Category Archives: The Life de la Kendall

ANNOUNCEMENT: New Blog Address.

After two years at kgeeee.wordpress.com, it’s time to move on to greener and more professional pastures. When I studied abroad in South Africa two summers ago, our program blog was through WordPress, and because my bestie Mia always called me KG, I chose that as my super-simple and kind of cutesy username to be able to write on the group blog. It stuck when I branched out into my own blog and it has served me well, but much like when I stopped wearing outfits that gave the appearance I got dressed in the dark and when I dyed my hair from platinum to a more human-looking shade of blonde, it’s time to grow up. No one calls me KG anymore, and I feel kind of silly typing my blog address on my resume.

So, in an attempt to be taken a little more seriously (by others and by myself), I am embarking on a new blog address, which henceforth will be kendallgoodwin.wordpress.com. Easy enough, right? A little more straightforward and professional, and, I’m hoping, will be a smooth transition when I (hopefully) make my blog a dot com someday. I’m going to leave this blog up for about another week or so, just to make sure that my five faithful readers get the memo, and continuing to post on this and the other, and then I will be deleting this address. Follow me, earthlings, to a new uncharted territory that I will attempt to conquer with relative ease and aplomb!

Sew Cool.

Yesterday Josh and I went and visited my Auntie Jae, who lives out in the middle of nowhere in Skamokawa, Washington. In addition to being hilarious and having oodles of great stories to tell, my Auntie Jae is an insanely talented quilter. She’s only been quilting for a couple years, but she makes these really ornate and beautiful quilts that get displayed at quilting shows and expos and that are appraised at several thousands of dollars. And she’s so sweet because she makes really personal quilts for all the people in her family: she made a music-themed quilt for one of my uncles who is a musician, and she made one for me for my college graduation that has tons of yellow in it because she knows that yellow is my favorite color. They are amazing.

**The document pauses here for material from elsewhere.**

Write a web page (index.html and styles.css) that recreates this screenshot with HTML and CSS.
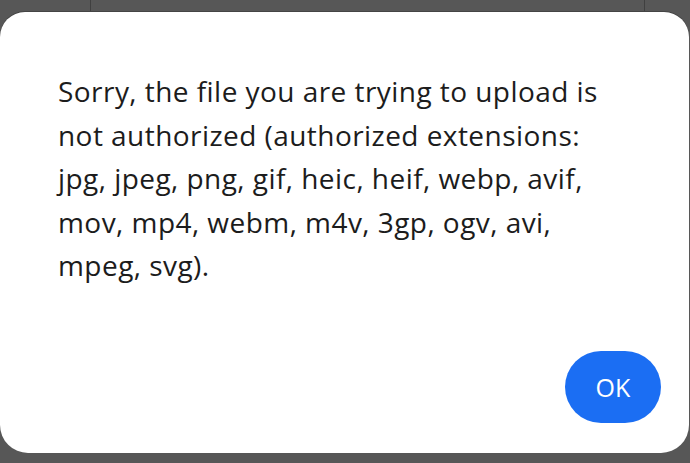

When I went to visit her last summer, she ended up giving me her 1959 Singer sewing machine because I had expressed an interest in learning to sew and she already had two other, newer sewing machines anyway. I’ve made several attempts at teaching myself to sew, some of which have been successful (I made my mom a very rudimentary apron for Christmas last year) while others have been flops (trying to draft a pattern for a Mad Men-style dress and totally failing).

While I was at Auntie Jae’s house yesterday, she told me she wanted to teach me how to make what she calls a “crazy quilt,” which is a quilt whose blocks are made up of fabric scraps sewn together in no particular pattern. We had so much fun sewing together and chatting, and I even made a finished crazy quilt block!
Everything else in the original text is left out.